Federal Reserve rate hike to have varying effects for investors
On Wednesday, the Federal Reserve raised its Benchmark interest rate by 75 basis-points. It's the most aggressive rate hike in decades. Just before the Fed made their announcement, WYSO’s Jerry Kenney spoke with Jonathan Hlavac of Everhart Advisors to find out how the move might affect investors.
Jonathan Hlavac: What it means is that there for one day account in their investment portfolio, which I've already had some challenges this year, could face some additional headwinds. But I think it's important to note that those are temporary headwinds. And if you are a person who was approaching retirement, the conversation is a little bit different. If you were very close to retirement or in retirement, you probably already have your portfolio in a relatively defensive conservative position. So, these interest rate hikes are not necessarily going to be as meaningful to somebody at retirement or approaching retirement.
Jerry Kenney: And so, what do you urge as far as actions for them?
Hlavac: For individuals who are farther away from retirement, they should, first of all, consult with a professional, meet with the advisor for their retirement plan, speak to somebody who is knowledgeable rather than reacting based on Twitter notifications or stuff that they read on the Internet, fear mongering and alarmism.
Kenney: There are some analysts who believe that this could be as bad as the 2008 housing bust and the Great Recession. How and when will we know how it compares?
Hlavac: Right now, it's not that close to be honest with you. The decline in '07 through '09 was 53% from peak to trough. We're at about 20 right now. There's no guarantee that it doesn't go lower than that, but it's not even in the same conversation yet.

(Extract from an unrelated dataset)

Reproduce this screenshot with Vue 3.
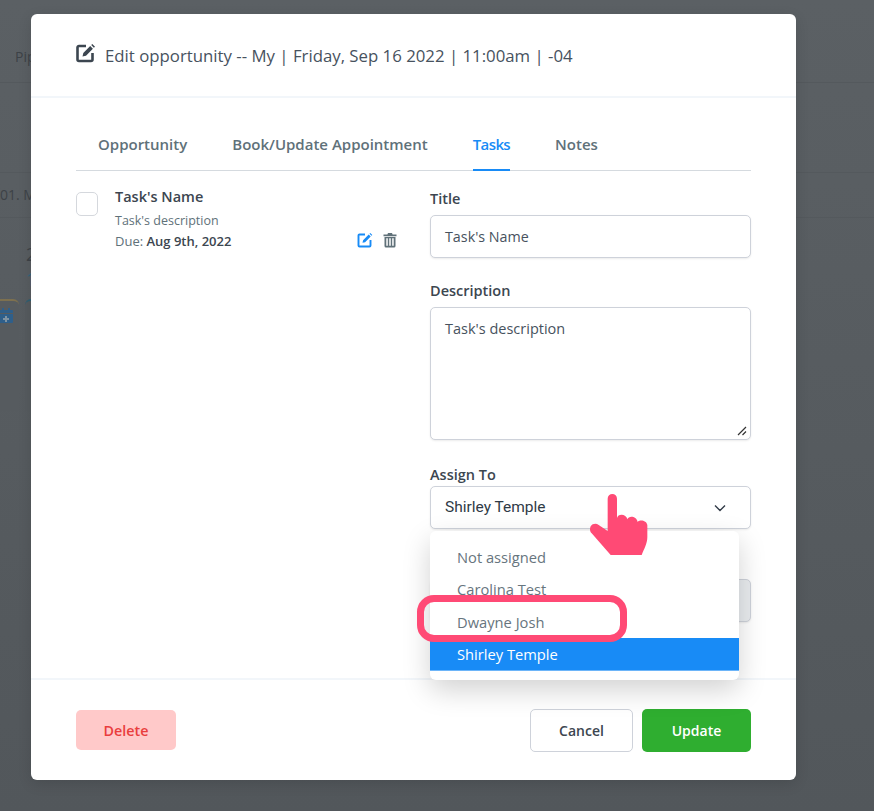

You know, what basically happened was over the last two years, the federal government pumped money into the economy through a number of methods – the Paycheck Protection Program provided dollars to businesses; stimulus payments, and extended unemployment benefits provided payments to individuals and families; a moratorium on evictions and foreclosures; a moratorium on student debt repayments. All of those things have pushed a lot of dollars into the economy.
That and then the production, the goods and services that were produced, declined or remained at least level because people were at home and not necessarily going to work. Well, what happens when you have a lot more dollars in the system for the same or fewer goods and services? The price of those goods and services naturally increases. And that's what the Fed has to address right now, trying to bring equilibrium to the amount of dollars that have been put into the system, in the amount of goods and services that are out there, which is basically trying to get inflation under control.
Now, the Fed's inaction up until this point, they haven't started doing anything until March of 2022. In retrospect, I'm not faulting the Fed here, but in retrospect, maybe action should have been taken in 2021. Now that that has not happened, they're kind of playing a little bit of catch up, which is why today's rate increase is probably going to be aggressive trying to get in front of that inflationary issue. But what it means for prices is that 2022 this year is probably going to be an entire year of high inflation, and 2023 is shaping up to be a year with increased prices of goods and services as well. And the Fed is trying to get this under control for the future for 2022, 2023, beginning of 2024. I know that's not necessarily that optimistic, but we should be realistic about this, that inflation and some of the turmoil that we're experiencing in the capital markets, it's not something that's going to be resolved by the 4th of July.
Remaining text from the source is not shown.